We can see there is the greatest density of points near 0, and that this density gets smaller as the distance from zero gets bigger. We’ve decided on trying to fit a Gaussian to this, so how can we find the best Gaussian? We can use the notion of likelihood. The best fit should be the most likely one. The li kelihood function for Gaussians is a smooth, positive-definite function with a single peak at the mean value. This fact makes our fitting problem amenable to solution via optimization: We can start with some initial guess and then iteratively move towards the best one.

In practice, maximizing likelihood is best achieved by looking at the related log-likelihood, which is the natural log of the likelihood function. This is done, particularly in higher-dimensional problems, because the likelihood function can involve raising $e$ to very small powers: \(<-200\), or smaller. This would wreak havoc on any numerical scheme!

Let’s see if we can use scipy to find our best fit for us.

Optimization Method

Scipy has a slew of optimization methods; each of which requires a function definition, which we have already, and an initial guess, which we don’t. Let’s start with the assumption that our uncertainty is really small; i.e. we know with high confidence where our unknown quantity will be.

from scipy.stats import norm  # for plotting gaussian pdf

# make our initial guess *really* poor - recall definition of sigma_act = 2.179 above
sigma_guess = 0.1

fig, ax = plt.subplots(1,1)
x = np.linspace(-5*sigma_act, 5*sigma_act, 100)
# plot our samples again
ax.scatter(samples, np.zeros_like(samples))
# plot our candidate gaussian fit
ax.plot(x, norm.pdf(x, loc=0, scale=sigma_guess), 'r--', label='guess')
ax.set_title('Our initial fit is very poor')


As you can see, our initial guess is very bad: there are data points that are well outside of the dashed red line. Can we make this estimate better by improving our guess iteratively?
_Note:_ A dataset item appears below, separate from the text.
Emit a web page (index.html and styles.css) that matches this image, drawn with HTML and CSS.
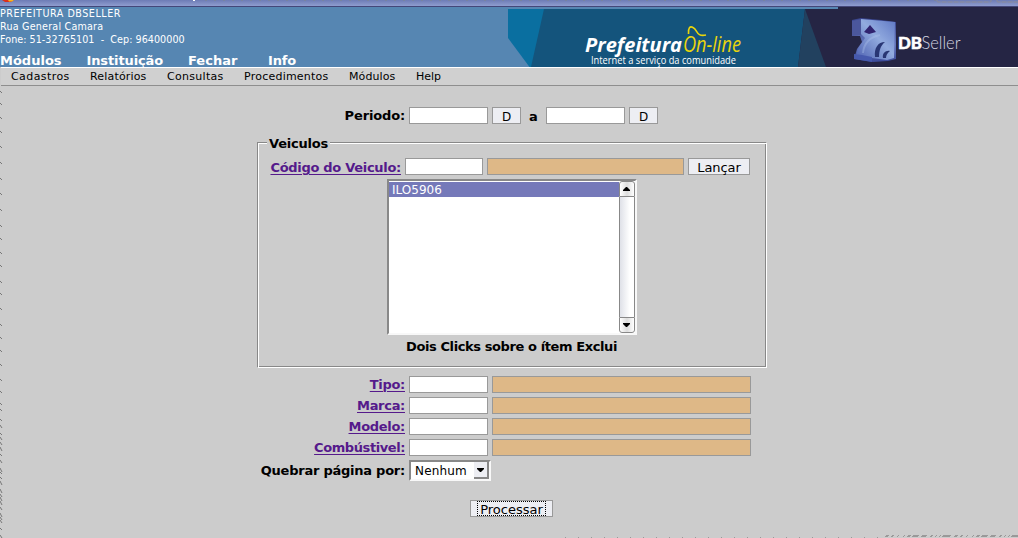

Let’s use scipy to find out.

from scipy.optimize import minimize

def neg_log_lhood(s, x):
    # zero mean
    # add the "-" sign because we want to maximize but are using the minimize method
    return -(-0.5 * len(x) * np.log(2*np.pi*s**2) - 1./(2.*s**2)*sum([xx**2 for xx in x]))

def grad(s, x):
    # perform a central difference numerical derivative with h = 1e-8
    return (neg_log_lhood(s+1e-8, x) - neg_log_lhood(s-1e-8, x)) / (2e-8) 

# scipy's minimize method returns a solution struct, which contains the solution (if one was found)
# and a message (and other things, check the docs)
sol = minimize(log_lhood, sigma_guess, args=(samples), jac=grad, method='bfgs')
if sol.success:
    print('sigma_final = {}'.format(sol.x[0]))
    print('log_lhood(sigma_final) = {} in {} iterations'.format(-neg_log_lhood(sol.x[0], samples)[0], sol.nit))
    print('No solution found')
fig, ax = plt.subplots(1,1)
# plot our samples again
ax.scatter(samples, np.zeros_like(samples))
ax.plot(x, norm.pdf(x, loc=0, scale=sol.x), 'k--', label='optimal')
ax.set_title('Our final estimate looks great!')
Optimization terminated successfully.
sigma_final = 2.200038675142532
log_lhood(sigma_final) = -220.74134731683375 in 12 iterations


Closing Remarks

The initial distribution that we sampled our points from had $\sigma = 2.179$ and our final guess was $\sigma’ = 2.200$, which is pretty good. We went from having a relative error of over 90% and ended with about 1%. This is a canned example, but it illustrates an interesting point about parameter estimation in uncertainty quantification, namely that a global optimization scheme can be used to find the best Gaussian fit to set of data points.